Round 2 eliminated 4 queries, leaving me with 14 to judge based on query style. In order to judge consistently, I came up with 10 factors. A query was allotted 500 points to start, and failure to meet each factor resulted in a 50 point penalty. These factors were:
- Consistent Indentation
- Does the query use the same rules for indentation in all parts? This is huge for readability and helps people understand where each section of the query starts and ends.
- Consistent Capitalization
- Does the query use the same rules for capitalization throughout? For example, keywords should be either all capitalized, or all lowercase.
- Capitalize Keywords
- I like to see keywords capitalized.
- Use AS for Alias Names
- AS is optional, and I've left it out in many queries I've written. But the more of other peoples' code I read, the more I realize that it really does help on the readability front. Use it. Always.
- Follow Capitalization of Base Tables/Columns
- If the base table is called OrderHeader, I want to see it used as OrderHeader when referenced in your query, rather than orderheader. A trainer I know found this out the hard way, when he reinstalled SQL Server on his laptop shortly before a training session, and used a case-sensitive collation rather than his previously-installed case-insensitive collation.

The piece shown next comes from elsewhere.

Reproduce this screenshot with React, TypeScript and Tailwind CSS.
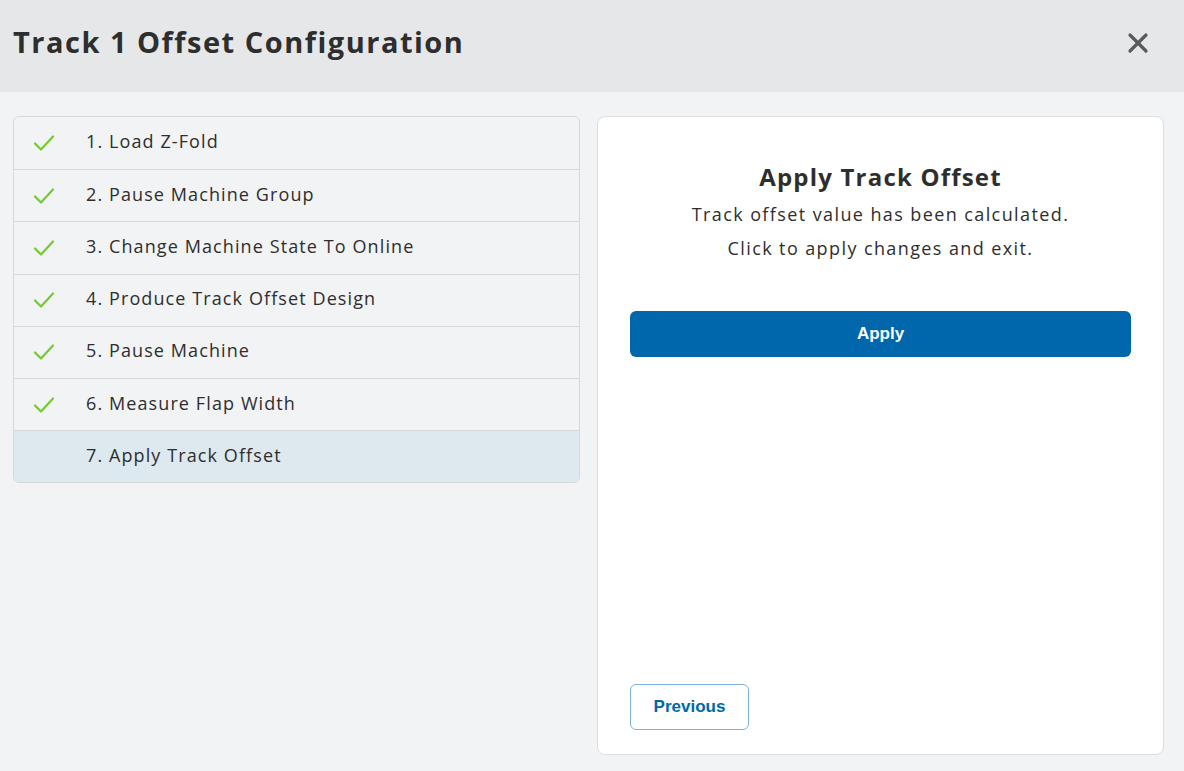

He had been careless in adhering to capitalization for his training materials, and discovered the issue in front of the class. Oops.
- Long Horizontal Lists
- I don't like horizontal scrolling, and I find long lists difficult to read.
- Consistent Vertical Lists
- Put either a comma after each element or before each element, not both. Indent your lists the same way throughout. If you indent some items below the SELECT, don't put other items on the same line as the SELECT (or GROUP BY, or ORDER BY, etc)
- Alignment of Delimiters
- I follow a .NET-inspired style where I put delimiters on their own lines, and line them up vertically. This gives my code what I feel is an airy, easy-to-read feel. When reading others' code I look for some kind of alignment. Failure to align delimiters makes it very difficult to understand, again, where one section begins and another ends. By the way, common delimiters for this challenge included both parens and CASE...END.
- Does the query have comments? Are the comments useful in understanding the logic?
- This is perhaps the most subjective. My general feeling on how I enjoyed reading the code.
All in all, the queries were pretty good. I would like to call out Rick Halliday, who had the highest score in this round with some very well formatted and highly readable code.
After judging Round 3 I tallied all of the scores and was left with a tie for top 3:
- Rick Halliday
- Leonid Koyfman
- Peter Larsson's query #4
All three of these queries were well thought out, but only one could win, so I took another pass through each. Rick's query, though extremely well written and readable, was eliminetad first due to the fact that it performed worse than the other two. This left Leonid and Peter. It was a tough choice, but I had to give the prize to Peter for taking the time to really think through the problem and figure out exactly how best to do the aggregations. Leonid was a very, very close second, and I really wish I had a consolation prize for him.
And that's that. Thank you to everyone who participated in the challenge. I hope it was as much a learning experience for you as it was for me. Congratulations again to Peter. All of the materials are attached in the ZIP file; please let me know if you have any questions, comments, etc.